Als Nackte - offiziell - nicht gefielen Zu viel Erotik für den Rathausplatz

Saarbrücken · Heute würde keiner mehr pikiert die Braue heben vor der weißen Marmorstatue am Fuße der Trillertreppe. „Anfang des letzten Jahrhunderts gab es aber ordentlich Verärgerung deswegen“, sagt der Wahl-Saarbrücker und ehemalige Geschäftsführer der Synagogengemeinde Saar, Marcel Wainstock.

 Marcel Wainstock vor der Telemach-Figur.

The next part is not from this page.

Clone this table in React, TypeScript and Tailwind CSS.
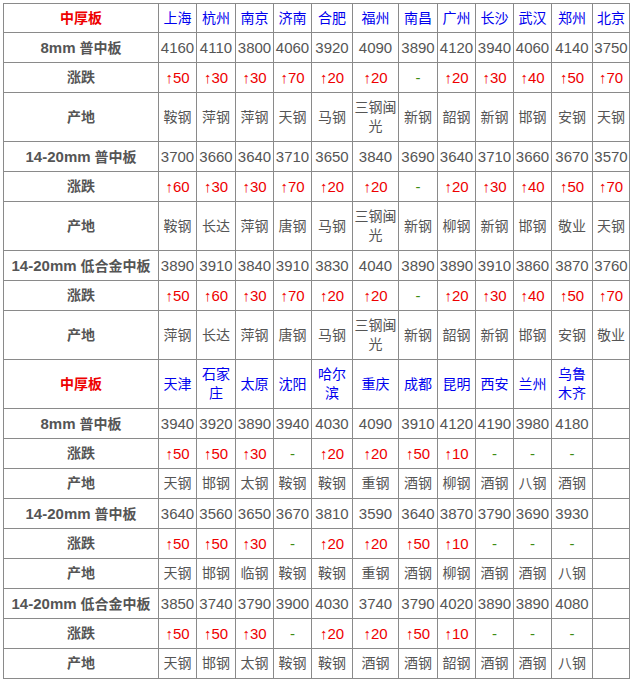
const colWidths = [155, 38, 39, 38, 38, 41, 46, 39, 38, 38, 38, 41, 37]

type Block = {
  cities: string[]
  rows: { label: string; prices: string[]; changes: string[]; origins: string[] }[]
  tall: boolean
}

const blocks: Block[] = [
  {
    cities: ["上海", "杭州", "南京", "济南", "合肥", "福州", "南昌", "广州", "长沙", "武汉", "郑州", "北京"],
    tall: true,
    rows: [
      {
        label: "8mm 普中板",
        prices: ["4160", "4110", "3800", "4060", "3920", "4090", "3890", "4120", "3940", "4060", "4140", "3750"],
        changes: ["↑50", "↑30", "↑30", "↑70", "↑20", "↑20", "-", "↑20", "↑30", "↑40", "↑50", "↑70"],
        origins: ["鞍钢", "萍钢", "萍钢", "天钢", "马钢", "三钢闽光", "新钢", "韶钢", "新钢", "邯钢", "安钢", "天钢"],
      },
      {
        label: "14-20mm 普中板",
        prices: ["3700", "3660", "3640", "3710", "3650", "3840", "3690", "3640", "3710", "3660", "3670", "3570"],
        changes: ["↑60", "↑30", "↑30", "↑70", "↑20", "↑20", "-", "↑20", "↑30", "↑40", "↑50", "↑70"],
        origins: ["鞍钢", "长达", "萍钢", "唐钢", "马钢", "三钢闽光", "新钢", "柳钢", "新钢", "邯钢", "敬业", "天钢"],
      },
      {
        label: "14-20mm 低合金中板",
        prices: ["3890", "3910", "3840", "3910", "3830", "4040", "3890", "3890", "3910", "3860", "3870", "3760"],
        changes: ["↑50", "↑60", "↑30", "↑70", "↑20", "↑20", "-", "↑20", "↑30", "↑40", "↑50", "↑70"],
        origins: ["萍钢", "长达", "萍钢", "唐钢", "马钢", "三钢闽光", "新钢", "韶钢", "新钢", "邯钢", "安钢", "敬业"],
      },
    ],
  },
  {
    cities: ["天津", "石家庄", "太原", "沈阳", "哈尔滨", "重庆", "成都", "昆明", "西安", "兰州", "乌鲁木齐", ""],
    tall: false,
    rows: [
      {
        label: "8mm 普中板",
        prices: ["3940", "3920", "3890", "3940", "4030", "4090", "3910", "4120", "4190", "3980", "4180", ""],
        changes: ["↑50", "↑50", "↑30", "-", "↑20", "↑20", "↑50", "↑10", "-", "-", "-", ""],
        origins: ["天钢", "邯钢", "太钢", "鞍钢", "鞍钢", "重钢", "酒钢", "柳钢", "酒钢", "八钢", "酒钢", ""],
      },
      {
        label: "14-20mm 普中板",
        prices: ["3640", "3560", "3650", "3670", "3810", "3590", "3640", "3870", "3790", "3690", "3930", ""],
        changes: ["↑50", "↑50", "↑30", "-", "↑20", "↑20", "↑50", "↑10", "-", "-", "-", ""],
        origins: ["天钢", "邯钢", "临钢", "鞍钢", "鞍钢", "重钢", "酒钢", "柳钢", "酒钢", "酒钢", "八钢", ""],
      },
      {
        label: "14-20mm 低合金中板",
        prices: ["3850", "3740", "3790", "3900", "4030", "3740", "3790", "4020", "3890", "3890", "4080", ""],
        changes: ["↑50", "↑50", "↑30", "-", "↑20", "↑20", "↑50", "↑10", "-", "-", "-", ""],
        origins: ["天钢", "邯钢", "太钢", "鞍钢", "鞍钢", "酒钢", "酒钢", "韶钢", "酒钢", "酒钢", "八钢", ""],
      },
    ],
  },
]

const cell = "border border-[#8a8a8a] text-center align-middle p-0 leading-[19px]"

function Label({ text }: { text: string }) {
  // latin part a bit larger, like the YaHei look
  const [latin, cjk] = text.split(" ")
  return (
    <td className={`${cell} font-bold text-[#555]`}>
      <span className="text-[15px]">{latin}</span> {cjk}
    </td>
  )
}

function Change({ v }: { v: string }) {
  if (v === "-") return <td className={`${cell} text-[#3c8c14] text-[15px]`}>-</td>
  return <td className={`${cell} text-[#ee0000] text-[15px]`}>{v}</td>
}

export default function App() {
  return (
    <div className="bg-white p-[3px] font-['Liberation_Sans','Noto_Sans_CJK_SC',sans-serif] text-[14px]">
      <table className="border-collapse table-fixed border border-[#666]" style={{ width: 627 }}>
        <colgroup>
          {colWidths.map((w, i) => (
            <col key={i} style={{ width: w }} />
          ))}
        </colgroup>
        <tbody>
          {blocks.map((b, bi) => (
            <>
              <tr key={`h${bi}`} className={bi === 0 ? "h-[29px]" : "h-[49px]"}>
                <td className={`${cell} font-bold text-[#ee0000]`}>中厚板</td>
                {b.cities.map((c, i) => (
                  <td key={i} className={`${cell} text-[#0000ee]`}>
                    {c}
                  </td>
                ))}
              </tr>
              {b.rows.map((r, ri) => (
                <>
                  <tr key={`p${bi}${ri}`} className="h-[30px]">
                    <Label text={r.label} />
                    {r.prices.map((p, i) => (
                      <td key={i} className={`${cell} text-[#555] text-[15px]`}>
                        {p}
                      </td>
                    ))}
                  </tr>
                  <tr key={`c${bi}${ri}`} className="h-[30px]">
                    <td className={`${cell} font-bold text-[#555]`}>涨跌</td>
                    {r.changes.map((c, i) => (
                      <Change key={i} v={c} />
                    ))}
                  </tr>
                  <tr key={`o${bi}${ri}`} className={b.tall ? "h-[49px]" : "h-[30px]"}>
                    <td className={`${cell} font-bold text-[#555]`}>产地</td>
                    {r.origins.map((o, i) => (
                      <td key={i} className={`${cell} text-[#555]`}>
                        {o}
                      </td>
                    ))}
                  </tr>
                </>
              ))}
            </>
          ))}
        </tbody>
      </table>
    </div>
  )
}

Marcel Wainstock vor der Telemach-Figur.

Foto: Mike Durlacher

Aber was stimmt mit dem Kunstwerk nicht? „Die Statue stellt den Telemach dar, der sich ein Schwert umgürtet“, sagt Wainstock. Gemütserhitzend ist das noch nicht. Doch jetzt kommt’s: „Bis auf einen Helm ist Telemach splitterfasernackt.“ Das konnte zum Problem werden, vor allem im prüden Preußen von 1902. Zumal er früher noch viel mehr Menschen mit seiner Nacktheit empören konnte. Da stand er nicht abseits, sondern zierte einen Brunnen auf dem Rathausplatz. „Griechischer Sagenheld hin oder her, den um Sittlichkeit bemühten Bürgern Saarbrückens war er ein Dorn im Auge“, beschreibt Wainstock die Reaktionen beim Bau des Brunnens. Kaum wachte der Sohn des Odysseus vor dem Rathaus, gab es laute Proteste. Die St. Johann-Saarbrücker Volkszeitung berichtete am 4. Juni 1902, dass die Statue in „alle[n] 41 Schichten der Bevölkerung sehr mißbilligend besprochen“ wurde und man sich auch um die Kinder sorgte. Telemach blieb trotzdem, zumindest so lange, bis die Nationalsozialisten an die Macht kamen. Sie ließen den Brunnen samt dem nackten Griechen 1936 abreißen, offiziell aufgrund begrenzter Platzverhältnisse für ihre Aufmärsche vor dem Rathaus. Erst in den 1960er-Jahren kam der Telemach in den Stadtgarten. Dort war er unbeaufsichtigt, verlor Männlichkeit, einen Unterschenkel, gar den Kopf. An der Suppengassentreppe nimmt niemand mehr Anstoß an ihm. Selbst wenn er noch komplett wäre – heute würde sich vermutlich kaum ein Passant an seiner Blöße stören.